BEGIN

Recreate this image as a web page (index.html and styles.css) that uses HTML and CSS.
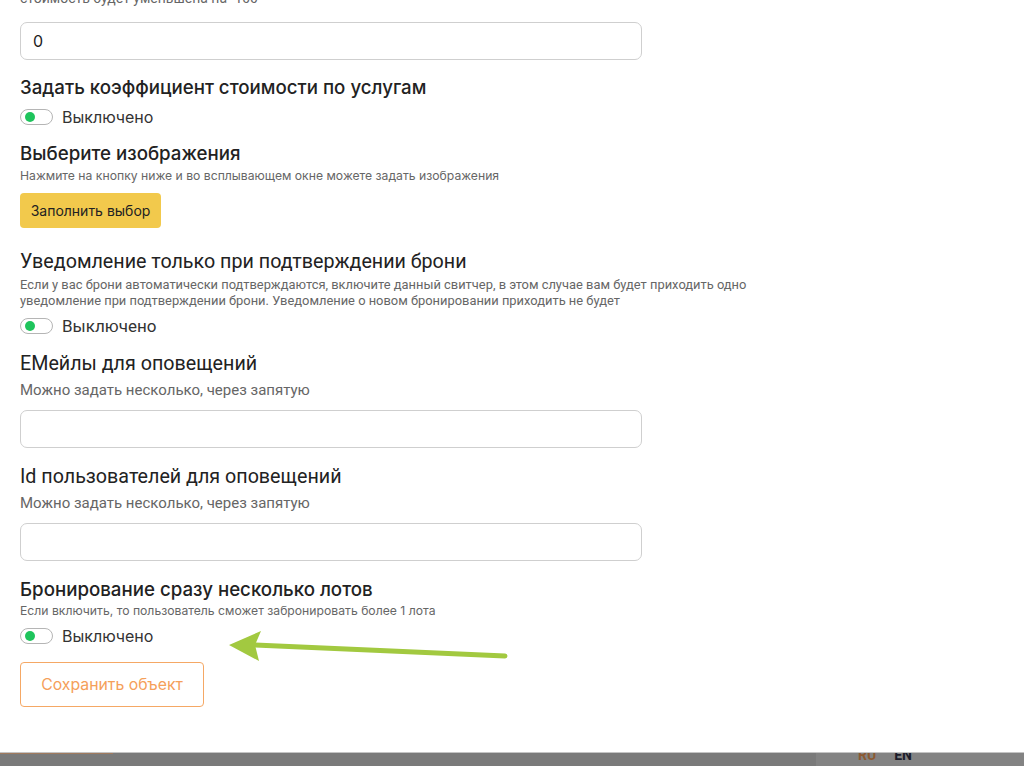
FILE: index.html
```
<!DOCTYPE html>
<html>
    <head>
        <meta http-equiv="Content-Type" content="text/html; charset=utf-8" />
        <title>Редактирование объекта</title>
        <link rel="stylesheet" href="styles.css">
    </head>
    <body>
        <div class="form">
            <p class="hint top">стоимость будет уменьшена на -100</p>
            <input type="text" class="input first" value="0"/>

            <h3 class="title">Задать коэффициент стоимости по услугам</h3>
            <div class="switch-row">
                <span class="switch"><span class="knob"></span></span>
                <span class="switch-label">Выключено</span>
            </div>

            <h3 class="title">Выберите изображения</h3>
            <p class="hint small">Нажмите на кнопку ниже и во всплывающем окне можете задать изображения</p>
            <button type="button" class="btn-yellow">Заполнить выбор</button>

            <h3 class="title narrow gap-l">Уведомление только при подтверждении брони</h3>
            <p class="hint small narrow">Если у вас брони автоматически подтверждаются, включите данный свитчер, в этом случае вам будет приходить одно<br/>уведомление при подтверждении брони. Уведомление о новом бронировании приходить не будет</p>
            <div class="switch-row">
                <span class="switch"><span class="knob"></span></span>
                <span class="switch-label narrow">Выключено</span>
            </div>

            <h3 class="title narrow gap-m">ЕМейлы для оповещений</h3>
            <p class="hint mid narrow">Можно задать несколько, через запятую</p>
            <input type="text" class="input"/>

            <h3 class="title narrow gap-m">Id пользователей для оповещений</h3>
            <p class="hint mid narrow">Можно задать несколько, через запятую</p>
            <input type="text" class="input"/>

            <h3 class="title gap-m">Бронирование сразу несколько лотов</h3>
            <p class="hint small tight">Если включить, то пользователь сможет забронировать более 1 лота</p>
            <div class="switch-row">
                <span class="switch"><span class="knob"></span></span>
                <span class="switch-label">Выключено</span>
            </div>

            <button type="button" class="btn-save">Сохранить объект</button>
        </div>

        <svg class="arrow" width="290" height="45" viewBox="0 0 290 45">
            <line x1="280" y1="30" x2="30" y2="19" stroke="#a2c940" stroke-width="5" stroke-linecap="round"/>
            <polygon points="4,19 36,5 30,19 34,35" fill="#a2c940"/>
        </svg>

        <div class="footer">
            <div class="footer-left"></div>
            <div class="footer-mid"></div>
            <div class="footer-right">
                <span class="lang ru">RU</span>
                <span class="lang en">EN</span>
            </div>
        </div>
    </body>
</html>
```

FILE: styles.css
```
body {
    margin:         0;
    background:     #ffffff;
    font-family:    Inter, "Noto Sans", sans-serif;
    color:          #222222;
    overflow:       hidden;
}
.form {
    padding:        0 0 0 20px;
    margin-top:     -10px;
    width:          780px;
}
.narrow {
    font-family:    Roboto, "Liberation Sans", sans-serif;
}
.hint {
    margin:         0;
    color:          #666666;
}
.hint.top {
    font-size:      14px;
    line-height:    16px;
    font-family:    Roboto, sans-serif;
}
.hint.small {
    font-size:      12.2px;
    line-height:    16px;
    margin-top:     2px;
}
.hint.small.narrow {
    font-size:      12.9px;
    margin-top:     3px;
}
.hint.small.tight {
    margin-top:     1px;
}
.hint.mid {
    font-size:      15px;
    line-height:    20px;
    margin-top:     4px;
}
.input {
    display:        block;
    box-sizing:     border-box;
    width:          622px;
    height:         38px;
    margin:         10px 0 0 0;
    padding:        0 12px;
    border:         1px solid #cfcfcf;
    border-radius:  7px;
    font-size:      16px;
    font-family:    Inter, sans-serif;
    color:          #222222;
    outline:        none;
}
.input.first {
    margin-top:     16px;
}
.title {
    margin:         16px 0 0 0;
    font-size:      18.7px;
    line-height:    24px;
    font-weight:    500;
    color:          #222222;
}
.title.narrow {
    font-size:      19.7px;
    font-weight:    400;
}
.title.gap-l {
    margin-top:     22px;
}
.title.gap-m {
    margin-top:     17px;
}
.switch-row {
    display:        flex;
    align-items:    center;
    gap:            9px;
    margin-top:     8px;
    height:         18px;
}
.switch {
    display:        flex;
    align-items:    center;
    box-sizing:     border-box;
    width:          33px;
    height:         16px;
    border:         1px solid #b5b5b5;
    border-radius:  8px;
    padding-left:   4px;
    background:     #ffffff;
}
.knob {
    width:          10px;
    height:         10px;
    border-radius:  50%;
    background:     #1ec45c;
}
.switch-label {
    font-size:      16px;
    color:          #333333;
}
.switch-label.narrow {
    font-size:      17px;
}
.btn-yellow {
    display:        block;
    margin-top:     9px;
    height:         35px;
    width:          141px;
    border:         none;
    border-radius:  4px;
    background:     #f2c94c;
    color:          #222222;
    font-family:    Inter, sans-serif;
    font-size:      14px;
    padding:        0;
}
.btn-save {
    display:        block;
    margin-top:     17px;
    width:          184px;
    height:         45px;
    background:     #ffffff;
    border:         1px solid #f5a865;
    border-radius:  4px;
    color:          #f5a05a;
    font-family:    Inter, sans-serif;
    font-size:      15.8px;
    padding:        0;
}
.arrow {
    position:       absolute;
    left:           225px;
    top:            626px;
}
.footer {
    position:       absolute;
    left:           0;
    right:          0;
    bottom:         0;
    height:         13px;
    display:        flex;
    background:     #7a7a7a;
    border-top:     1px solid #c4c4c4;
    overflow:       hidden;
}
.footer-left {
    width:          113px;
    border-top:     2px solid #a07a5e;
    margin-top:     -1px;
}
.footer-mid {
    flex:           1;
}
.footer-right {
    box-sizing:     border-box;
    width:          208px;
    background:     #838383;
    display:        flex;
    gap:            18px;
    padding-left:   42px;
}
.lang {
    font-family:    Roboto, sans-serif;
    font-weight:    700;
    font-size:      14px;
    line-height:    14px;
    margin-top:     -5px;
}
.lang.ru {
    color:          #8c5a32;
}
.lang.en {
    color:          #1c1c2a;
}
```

END

Copy out all the data exactly; skip the pictures.

Task solution -
Recreate this image as a web page (index.html and styles.css) that uses HTML and CSS.
FILE: index.html
```
<!DOCTYPE html>
<html>
    <head>
        <meta http-equiv="Content-Type" content="text/html; charset=utf-8" />
        <title>Редактирование объекта</title>
        <link rel="stylesheet" href="styles.css">
    </head>
    <body>
        <div class="form">
            <p class="hint top">стоимость будет уменьшена на -100</p>
            <input type="text" class="input first" value="0"/>

            <h3 class="title">Задать коэффициент стоимости по услугам</h3>
            <div class="switch-row">
                <span class="switch"><span class="knob"></span></span>
                <span class="switch-label">Выключено</span>
            </div>

            <h3 class="title">Выберите изображения</h3>
            <p class="hint small">Нажмите на кнопку ниже и во всплывающем окне можете задать изображения</p>
            <button type="button" class="btn-yellow">Заполнить выбор</button>

            <h3 class="title narrow gap-l">Уведомление только при подтверждении брони</h3>
            <p class="hint small narrow">Если у вас брони автоматически подтверждаются, включите данный свитчер, в этом случае вам будет приходить одно<br/>уведомление при подтверждении брони. Уведомление о новом бронировании приходить не будет</p>
            <div class="switch-row">
                <span class="switch"><span class="knob"></span></span>
                <span class="switch-label narrow">Выключено</span>
            </div>

            <h3 class="title narrow gap-m">ЕМейлы для оповещений</h3>
            <p class="hint mid narrow">Можно задать несколько, через запятую</p>
            <input type="text" class="input"/>

            <h3 class="title narrow gap-m">Id пользователей для оповещений</h3>
            <p class="hint mid narrow">Можно задать несколько, через запятую</p>
            <input type="text" class="input"/>

            <h3 class="title gap-m">Бронирование сразу несколько лотов</h3>
            <p class="hint small tight">Если включить, то пользователь сможет забронировать более 1 лота</p>
            <div class="switch-row">
                <span class="switch"><span class="knob"></span></span>
                <span class="switch-label">Выключено</span>
            </div>

            <button type="button" class="btn-save">Сохранить объект</button>
        </div>

        <svg class="arrow" width="290" height="45" viewBox="0 0 290 45">
            <line x1="280" y1="30" x2="30" y2="19" stroke="#a2c940" stroke-width="5" stroke-linecap="round"/>
            <polygon points="4,19 36,5 30,19 34,35" fill="#a2c940"/>
        </svg>

        <div class="footer">
            <div class="footer-left"></div>
            <div class="footer-mid"></div>
            <div class="footer-right">
                <span class="lang ru">RU</span>
                <span class="lang en">EN</span>
            </div>
        </div>
    </body>
</html>
```

FILE: styles.css
```
body {
    margin:         0;
    background:     #ffffff;
    font-family:    Inter, "Noto Sans", sans-serif;
    color:          #222222;
    overflow:       hidden;
}
.form {
    padding:        0 0 0 20px;
    margin-top:     -10px;
    width:          780px;
}
.narrow {
    font-family:    Roboto, "Liberation Sans", sans-serif;
}
.hint {
    margin:         0;
    color:          #666666;
}
.hint.top {
    font-size:      14px;
    line-height:    16px;
    font-family:    Roboto, sans-serif;
}
.hint.small {
    font-size:      12.2px;
    line-height:    16px;
    margin-top:     2px;
}
.hint.small.narrow {
    font-size:      12.9px;
    margin-top:     3px;
}
.hint.small.tight {
    margin-top:     1px;
}
.hint.mid {
    font-size:      15px;
    line-height:    20px;
    margin-top:     4px;
}
.input {
    display:        block;
    box-sizing:     border-box;
    width:          622px;
    height:         38px;
    margin:         10px 0 0 0;
    padding:        0 12px;
    border:         1px solid #cfcfcf;
    border-radius:  7px;
    font-size:      16px;
    font-family:    Inter, sans-serif;
    color:          #222222;
    outline:        none;
}
.input.first {
    margin-top:     16px;
}
.title {
    margin:         16px 0 0 0;
    font-size:      18.7px;
    line-height:    24px;
    font-weight:    500;
    color:          #222222;
}
.title.narrow {
    font-size:      19.7px;
    font-weight:    400;
}
.title.gap-l {
    margin-top:     22px;
}
.title.gap-m {
    margin-top:     17px;
}
.switch-row {
    display:        flex;
    align-items:    center;
    gap:            9px;
    margin-top:     8px;
    height:         18px;
}
.switch {
    display:        flex;
    align-items:    center;
    box-sizing:     border-box;
    width:          33px;
    height:         16px;
    border:         1px solid #b5b5b5;
    border-radius:  8px;
    padding-left:   4px;
    background:     #ffffff;
}
.knob {
    width:          10px;
    height:         10px;
    border-radius:  50%;
    background:     #1ec45c;
}
.switch-label {
    font-size:      16px;
    color:          #333333;
}
.switch-label.narrow {
    font-size:      17px;
}
.btn-yellow {
    display:        block;
    margin-top:     9px;
    height:         35px;
    width:          141px;
    border:         none;
    border-radius:  4px;
    background:     #f2c94c;
    color:          #222222;
    font-family:    Inter, sans-serif;
    font-size:      14px;
    padding:        0;
}
.btn-save {
    display:        block;
    margin-top:     17px;
    width:          184px;
    height:         45px;
    background:     #ffffff;
    border:         1px solid #f5a865;
    border-radius:  4px;
    color:          #f5a05a;
    font-family:    Inter, sans-serif;
    font-size:      15.8px;
    padding:        0;
}
.arrow {
    position:       absolute;
    left:           225px;
    top:            626px;
}
.footer {
    position:       absolute;
    left:           0;
    right:          0;
    bottom:         0;
    height:         13px;
    display:        flex;
    background:     #7a7a7a;
    border-top:     1px solid #c4c4c4;
    overflow:       hidden;
}
.footer-left {
    width:          113px;
    border-top:     2px solid #a07a5e;
    margin-top:     -1px;
}
.footer-mid {
    flex:           1;
}
.footer-right {
    box-sizing:     border-box;
    width:          208px;
    background:     #838383;
    display:        flex;
    gap:            18px;
    padding-left:   42px;
}
.lang {
    font-family:    Roboto, sans-serif;
    font-weight:    700;
    font-size:      14px;
    line-height:    14px;
    margin-top:     -5px;
}
.lang.ru {
    color:          #8c5a32;
}
.lang.en {
    color:          #1c1c2a;
}
```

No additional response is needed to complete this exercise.